— START Stored rows —

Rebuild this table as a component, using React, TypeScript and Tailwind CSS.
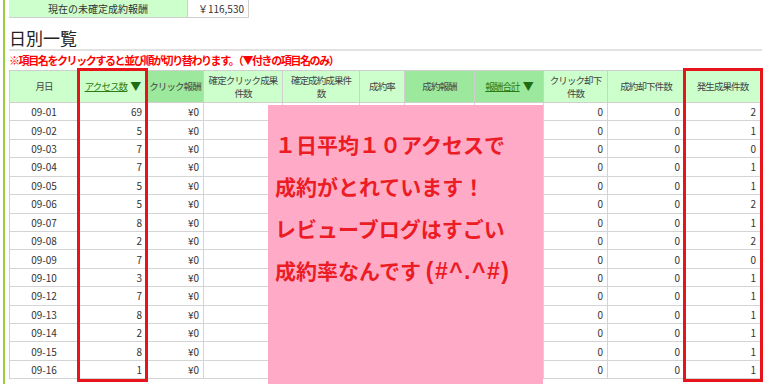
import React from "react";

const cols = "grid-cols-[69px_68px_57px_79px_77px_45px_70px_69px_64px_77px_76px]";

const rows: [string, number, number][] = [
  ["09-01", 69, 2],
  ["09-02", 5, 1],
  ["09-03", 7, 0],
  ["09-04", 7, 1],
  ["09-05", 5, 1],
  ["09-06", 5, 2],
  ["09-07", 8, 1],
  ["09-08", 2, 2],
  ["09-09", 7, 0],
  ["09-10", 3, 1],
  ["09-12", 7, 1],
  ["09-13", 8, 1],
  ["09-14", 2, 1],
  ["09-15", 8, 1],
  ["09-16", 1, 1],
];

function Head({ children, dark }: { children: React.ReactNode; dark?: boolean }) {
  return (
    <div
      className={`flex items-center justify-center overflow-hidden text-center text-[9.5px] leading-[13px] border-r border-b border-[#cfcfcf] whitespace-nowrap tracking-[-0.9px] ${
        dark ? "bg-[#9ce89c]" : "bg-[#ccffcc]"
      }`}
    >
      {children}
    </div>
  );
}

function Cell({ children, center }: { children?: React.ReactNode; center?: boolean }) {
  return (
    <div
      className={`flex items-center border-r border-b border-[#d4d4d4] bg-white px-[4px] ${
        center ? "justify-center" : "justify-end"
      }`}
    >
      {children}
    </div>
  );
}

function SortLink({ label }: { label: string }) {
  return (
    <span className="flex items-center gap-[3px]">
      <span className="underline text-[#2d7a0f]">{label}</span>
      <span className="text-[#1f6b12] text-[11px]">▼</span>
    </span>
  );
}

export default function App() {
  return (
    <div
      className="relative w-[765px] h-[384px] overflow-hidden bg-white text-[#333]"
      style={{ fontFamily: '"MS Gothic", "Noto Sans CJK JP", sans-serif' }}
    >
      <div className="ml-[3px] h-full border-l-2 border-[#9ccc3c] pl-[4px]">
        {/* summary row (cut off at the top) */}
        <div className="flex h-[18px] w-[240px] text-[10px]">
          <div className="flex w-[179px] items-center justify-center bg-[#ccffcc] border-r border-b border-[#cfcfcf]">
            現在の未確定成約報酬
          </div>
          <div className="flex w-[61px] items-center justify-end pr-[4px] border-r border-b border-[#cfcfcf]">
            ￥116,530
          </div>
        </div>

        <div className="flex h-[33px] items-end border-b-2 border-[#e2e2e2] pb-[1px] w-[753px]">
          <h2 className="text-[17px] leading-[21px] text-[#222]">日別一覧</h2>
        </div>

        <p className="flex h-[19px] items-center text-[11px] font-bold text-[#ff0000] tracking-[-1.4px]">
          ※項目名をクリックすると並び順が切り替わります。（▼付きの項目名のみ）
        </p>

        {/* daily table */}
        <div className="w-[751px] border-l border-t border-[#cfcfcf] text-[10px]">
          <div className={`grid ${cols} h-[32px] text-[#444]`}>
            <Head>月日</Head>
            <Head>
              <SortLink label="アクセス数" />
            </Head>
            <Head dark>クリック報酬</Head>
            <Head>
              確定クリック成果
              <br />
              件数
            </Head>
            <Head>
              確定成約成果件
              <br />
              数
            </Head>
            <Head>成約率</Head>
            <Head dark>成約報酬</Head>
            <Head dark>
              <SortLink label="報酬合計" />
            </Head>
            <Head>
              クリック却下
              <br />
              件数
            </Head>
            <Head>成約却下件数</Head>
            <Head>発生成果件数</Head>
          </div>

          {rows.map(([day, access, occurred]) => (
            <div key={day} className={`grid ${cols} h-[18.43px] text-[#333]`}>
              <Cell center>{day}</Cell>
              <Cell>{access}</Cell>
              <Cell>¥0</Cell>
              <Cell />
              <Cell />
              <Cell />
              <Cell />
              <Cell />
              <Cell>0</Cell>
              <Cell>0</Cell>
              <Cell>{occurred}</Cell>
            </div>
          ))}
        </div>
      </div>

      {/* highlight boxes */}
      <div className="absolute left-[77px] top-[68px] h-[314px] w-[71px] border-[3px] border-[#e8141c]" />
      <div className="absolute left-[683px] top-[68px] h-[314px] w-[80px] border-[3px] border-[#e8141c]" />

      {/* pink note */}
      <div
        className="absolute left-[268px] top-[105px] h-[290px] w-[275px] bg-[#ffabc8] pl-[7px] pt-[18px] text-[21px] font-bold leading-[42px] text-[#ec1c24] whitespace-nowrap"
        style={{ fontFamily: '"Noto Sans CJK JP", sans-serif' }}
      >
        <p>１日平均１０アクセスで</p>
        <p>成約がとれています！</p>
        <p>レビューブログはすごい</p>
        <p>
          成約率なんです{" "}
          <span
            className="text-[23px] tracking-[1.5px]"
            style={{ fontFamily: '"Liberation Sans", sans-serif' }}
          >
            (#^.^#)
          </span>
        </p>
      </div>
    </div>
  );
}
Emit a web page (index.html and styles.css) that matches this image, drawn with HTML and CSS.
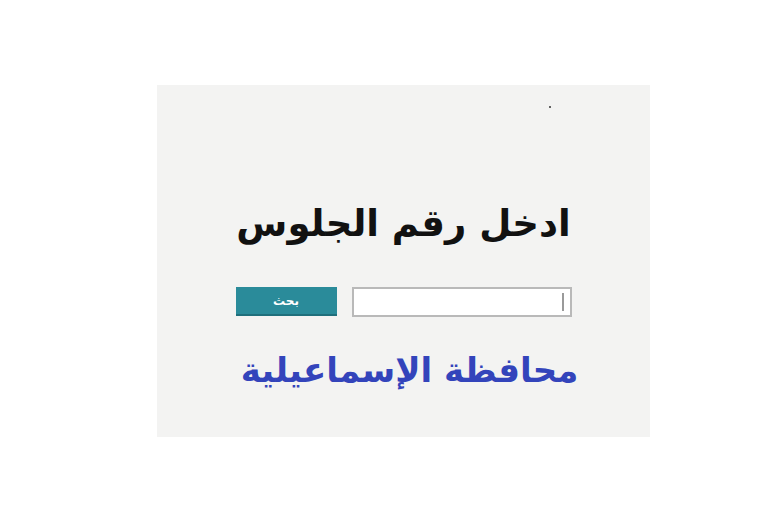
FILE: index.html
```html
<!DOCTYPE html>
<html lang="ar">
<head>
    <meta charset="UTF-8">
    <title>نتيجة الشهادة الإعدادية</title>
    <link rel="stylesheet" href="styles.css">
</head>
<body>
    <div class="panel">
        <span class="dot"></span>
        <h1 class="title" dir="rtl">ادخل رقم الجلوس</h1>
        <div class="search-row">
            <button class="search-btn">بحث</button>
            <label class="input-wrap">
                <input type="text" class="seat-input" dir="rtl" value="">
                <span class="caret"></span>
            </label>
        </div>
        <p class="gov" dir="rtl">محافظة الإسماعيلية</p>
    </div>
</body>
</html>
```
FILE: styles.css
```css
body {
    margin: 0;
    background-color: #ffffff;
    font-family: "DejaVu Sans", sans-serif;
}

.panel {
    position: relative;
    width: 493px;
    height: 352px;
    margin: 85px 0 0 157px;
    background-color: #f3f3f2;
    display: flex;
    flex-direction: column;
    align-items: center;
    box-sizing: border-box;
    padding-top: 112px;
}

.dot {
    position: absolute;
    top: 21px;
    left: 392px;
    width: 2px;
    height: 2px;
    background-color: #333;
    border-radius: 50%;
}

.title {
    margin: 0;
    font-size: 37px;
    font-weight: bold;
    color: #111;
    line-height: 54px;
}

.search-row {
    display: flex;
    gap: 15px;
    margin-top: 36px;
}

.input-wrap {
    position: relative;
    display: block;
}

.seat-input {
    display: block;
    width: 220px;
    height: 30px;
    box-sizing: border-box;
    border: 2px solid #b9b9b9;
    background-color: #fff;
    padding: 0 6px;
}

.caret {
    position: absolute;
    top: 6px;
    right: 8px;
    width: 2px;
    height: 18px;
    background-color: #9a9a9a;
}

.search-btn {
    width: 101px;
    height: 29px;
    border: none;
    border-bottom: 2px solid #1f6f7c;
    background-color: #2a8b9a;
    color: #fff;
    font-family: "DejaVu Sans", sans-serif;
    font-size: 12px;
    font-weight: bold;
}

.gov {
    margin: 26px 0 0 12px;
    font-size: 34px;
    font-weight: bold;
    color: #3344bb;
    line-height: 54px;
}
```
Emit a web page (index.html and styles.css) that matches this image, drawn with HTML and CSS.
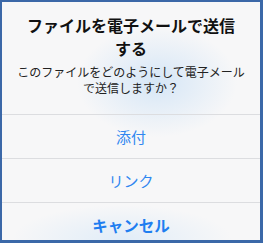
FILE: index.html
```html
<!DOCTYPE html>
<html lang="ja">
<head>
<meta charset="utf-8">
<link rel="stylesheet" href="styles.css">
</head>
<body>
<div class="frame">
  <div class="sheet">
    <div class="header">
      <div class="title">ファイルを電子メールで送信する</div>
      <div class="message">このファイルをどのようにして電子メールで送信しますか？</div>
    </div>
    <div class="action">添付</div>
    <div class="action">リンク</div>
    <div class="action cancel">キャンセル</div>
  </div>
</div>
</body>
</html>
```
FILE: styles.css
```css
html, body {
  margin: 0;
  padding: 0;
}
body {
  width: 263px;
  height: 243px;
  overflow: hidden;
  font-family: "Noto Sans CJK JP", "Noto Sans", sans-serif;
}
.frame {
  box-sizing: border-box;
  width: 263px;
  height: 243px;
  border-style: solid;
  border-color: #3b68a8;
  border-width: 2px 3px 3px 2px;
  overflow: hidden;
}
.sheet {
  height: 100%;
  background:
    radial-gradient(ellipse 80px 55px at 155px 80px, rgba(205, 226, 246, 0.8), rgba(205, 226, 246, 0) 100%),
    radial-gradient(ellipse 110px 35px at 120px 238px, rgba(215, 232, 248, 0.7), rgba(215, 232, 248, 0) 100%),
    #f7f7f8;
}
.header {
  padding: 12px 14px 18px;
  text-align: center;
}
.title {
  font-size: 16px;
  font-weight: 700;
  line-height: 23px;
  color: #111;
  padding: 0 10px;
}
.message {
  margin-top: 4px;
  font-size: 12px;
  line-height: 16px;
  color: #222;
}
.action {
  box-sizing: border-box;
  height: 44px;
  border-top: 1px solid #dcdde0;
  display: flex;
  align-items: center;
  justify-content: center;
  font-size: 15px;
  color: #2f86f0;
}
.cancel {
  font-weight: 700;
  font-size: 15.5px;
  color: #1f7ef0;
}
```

— END Stored rows —

_Problem statement_
Each line above that includes "table" should be shown.

_Task response_
Rebuild this table as a component, using React, TypeScript and Tailwind CSS.
        {/* daily table */}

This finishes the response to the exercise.